Параллели такого рода, нечастые, однако отнюдь и не единичные, прослеживаются на всем протяжении «московского периода» русской истории. Более того, в некоторых случаях они имели непосредственное отношение к оформлению религиозно-психологических доминант своей эпохи. Представляется весьма показательным, что нередко они были обусловлены не только структурным сходством в развитии обеих держав, но и заимствованиями из общих источников.
Отметив наличие структурного сходства, нельзя забывать и о том факте, что никакой ненависти по отношению к французским протестантам московские власти не испытывали. Более того, когда волна гугенотов докатилась до прусских земель, у многих из них возникло желание ехать еще дальше и попытать счастья во владениях царя московского. Известно, что в 1688 году прусская дипломатия поднимала этот вопрос в ходе переговоров с русскими представителями и по прошествии известного времени получила от них вполне благоприятный ответ.
На основании этого разрешения, французские гугеноты вскоре появились на Руси и стали вливаться в состав населения Немецкой слободы практически с первых лет правления Петра I. С началом Северной войны, многие из них последовали за русскими войсками и, не дожидаясь формального заключения мира, стали обустраивать себе жизнь на территории новооснованного Санкт-Питер-Бурха. Опираясь на факты этого рода, историки раннего Петербурга пришли к выводу, что первоначальное французское население нашего города было по преимуществу протестантским, к тому же покинувшим Францию вполне сознательно86.
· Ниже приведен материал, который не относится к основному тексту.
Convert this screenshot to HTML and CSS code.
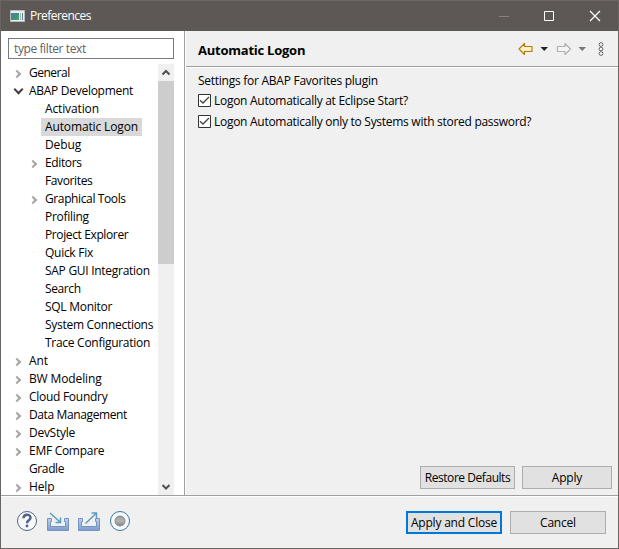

Что же касалось французских католиков, то они стали в массе своей прибывать на невские берега несколько позже – а именно в свите французского архитектора Ж.-Б.Леблона, или же после визита царя Петра во Францию, то есть начиная примерно с 1716-1717 годов. Психологический настрой этих иммигрантов был совсем иным – они подданными французского короля и вовсе не торопились рвать связь с далекой родиной.